Ynya turned once she reached the road, looking for a time over her birth place. It might be the last time she saw it and she wanted to set it to memory.
It was peaceful now, with only couple smoldering fires Ynya extinguished. The town slept. Now, Gods willing, they would all find rest from the violence that had beset them.
She turned and found herself on the ruts of the Hyndalskyr road. It
ran north and south through the entire district. It was at this point Ynya realized she had never taken this road anywhere in her life.
It was early spring here in the far north, which meant rain, mud, and the occasional snow flurry. There were also no fresh tracks leading south other than the occasional solo mule with boot prints from a fisherman going to Holmslatr to sell his catch.
Those tracks leading south weren’t the issue. The tracks leading east to Lyraville however, were deep and wide, meaning a larger contingent of people came through here not long ago.
Ynya turned south and looked out over the endless white and brown. When Synol got married six months ago, she had to travel this road. She had left her safe family town in the dead of winter during a blizzard in order to reach her groom’s family in a harbor town to the south.
It was the last time anyone saw Synol.
Ynya’s mother had waited patiently for spring to come so she could go visit her daughter. She was supposed to head south in a few days’ time.
As soon as I got back from my fishing trip.
Ynya almost lost herself to her emotions once again, but she steeled herself from the overwhelming emotions and dug her fingernails into the fleshy part of her hands. The pain reminded her why she was here. It reminded her of her commitment. She wouldn’t just run away this time.
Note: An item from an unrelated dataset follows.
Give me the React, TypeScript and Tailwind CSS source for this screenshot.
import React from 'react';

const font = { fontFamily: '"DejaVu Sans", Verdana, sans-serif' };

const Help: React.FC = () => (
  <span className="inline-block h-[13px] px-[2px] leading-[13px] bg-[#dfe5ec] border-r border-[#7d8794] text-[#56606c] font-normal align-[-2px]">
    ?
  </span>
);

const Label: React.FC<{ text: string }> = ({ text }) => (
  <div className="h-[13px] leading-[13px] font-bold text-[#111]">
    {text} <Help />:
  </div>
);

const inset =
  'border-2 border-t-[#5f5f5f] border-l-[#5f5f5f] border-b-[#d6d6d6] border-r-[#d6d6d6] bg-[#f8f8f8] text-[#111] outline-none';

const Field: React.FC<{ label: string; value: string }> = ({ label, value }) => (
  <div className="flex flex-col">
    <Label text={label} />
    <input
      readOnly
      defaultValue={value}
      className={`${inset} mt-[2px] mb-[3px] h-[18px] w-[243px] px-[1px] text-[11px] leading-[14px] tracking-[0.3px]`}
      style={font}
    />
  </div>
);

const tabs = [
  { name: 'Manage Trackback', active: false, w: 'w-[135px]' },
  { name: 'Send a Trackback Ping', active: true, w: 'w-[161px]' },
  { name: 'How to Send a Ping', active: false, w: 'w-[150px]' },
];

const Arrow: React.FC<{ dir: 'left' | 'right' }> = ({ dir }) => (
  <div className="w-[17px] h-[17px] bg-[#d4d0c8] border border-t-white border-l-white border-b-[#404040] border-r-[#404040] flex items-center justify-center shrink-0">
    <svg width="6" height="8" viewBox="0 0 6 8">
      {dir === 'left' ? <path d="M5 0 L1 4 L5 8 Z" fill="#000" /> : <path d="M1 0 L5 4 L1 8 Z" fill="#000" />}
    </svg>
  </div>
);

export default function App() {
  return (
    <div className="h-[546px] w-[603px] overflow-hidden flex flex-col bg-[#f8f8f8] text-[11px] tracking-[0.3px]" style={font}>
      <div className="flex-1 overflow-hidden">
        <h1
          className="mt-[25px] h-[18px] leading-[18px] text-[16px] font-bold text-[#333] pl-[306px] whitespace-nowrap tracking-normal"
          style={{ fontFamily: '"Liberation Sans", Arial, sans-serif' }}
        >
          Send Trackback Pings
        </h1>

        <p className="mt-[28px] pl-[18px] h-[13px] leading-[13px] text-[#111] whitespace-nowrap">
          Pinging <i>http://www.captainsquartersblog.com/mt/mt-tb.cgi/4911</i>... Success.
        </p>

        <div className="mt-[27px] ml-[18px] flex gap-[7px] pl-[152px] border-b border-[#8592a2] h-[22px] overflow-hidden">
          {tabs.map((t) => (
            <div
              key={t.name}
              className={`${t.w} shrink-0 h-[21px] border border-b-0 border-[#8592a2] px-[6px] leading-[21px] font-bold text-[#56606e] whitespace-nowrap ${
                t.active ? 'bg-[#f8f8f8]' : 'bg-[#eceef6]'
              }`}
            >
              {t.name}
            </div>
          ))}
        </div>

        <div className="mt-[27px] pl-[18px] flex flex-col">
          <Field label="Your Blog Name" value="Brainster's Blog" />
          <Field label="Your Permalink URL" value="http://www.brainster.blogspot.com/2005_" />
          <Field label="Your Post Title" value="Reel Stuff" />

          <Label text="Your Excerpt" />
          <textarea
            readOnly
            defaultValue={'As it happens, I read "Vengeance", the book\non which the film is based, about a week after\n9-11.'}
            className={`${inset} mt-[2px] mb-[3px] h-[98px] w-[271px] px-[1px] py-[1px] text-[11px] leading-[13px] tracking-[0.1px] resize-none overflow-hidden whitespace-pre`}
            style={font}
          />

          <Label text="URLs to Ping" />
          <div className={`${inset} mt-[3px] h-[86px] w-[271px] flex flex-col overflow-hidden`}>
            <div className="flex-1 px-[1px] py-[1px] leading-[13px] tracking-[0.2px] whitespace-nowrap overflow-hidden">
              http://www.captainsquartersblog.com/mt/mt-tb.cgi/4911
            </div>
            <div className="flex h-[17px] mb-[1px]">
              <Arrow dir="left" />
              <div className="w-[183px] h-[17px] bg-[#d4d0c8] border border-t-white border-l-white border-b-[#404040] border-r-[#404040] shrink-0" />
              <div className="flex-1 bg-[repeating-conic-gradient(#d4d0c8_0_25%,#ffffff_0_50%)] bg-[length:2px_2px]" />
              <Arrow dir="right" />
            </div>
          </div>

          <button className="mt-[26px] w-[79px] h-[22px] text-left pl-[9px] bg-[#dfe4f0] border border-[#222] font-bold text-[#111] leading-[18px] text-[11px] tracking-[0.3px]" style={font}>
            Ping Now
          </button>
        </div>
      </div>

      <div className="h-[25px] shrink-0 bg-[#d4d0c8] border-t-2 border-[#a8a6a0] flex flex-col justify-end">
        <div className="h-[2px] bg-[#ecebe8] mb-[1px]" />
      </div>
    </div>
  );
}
“You can’t just run away when you have responsibilities, Ynya.” Echoes of Synol’s arguments bounced inside her mind.
“But you ran away from our family, Synol. You are not here right now. I’m here, and I have to clean up the mess.”
Steam rose from below her, and she looked down at her fingernails, beginning to glow red hot from the anger welling up inside her.
A wicked smile crossed Ynya’s lips. “I will clean it all up.”
She headed north, following the most recent tracks leading into Marsfjord.
Half a mile up the road, she turned to face east. This was the furthest she’d ever been away from Marsfjord on the east side. She’d been all over the fjords, ice caves, and inlets to the west. Ynya knew more about the Razorclaw Fjords than anyone else in town, but she’d never come farther east than the road.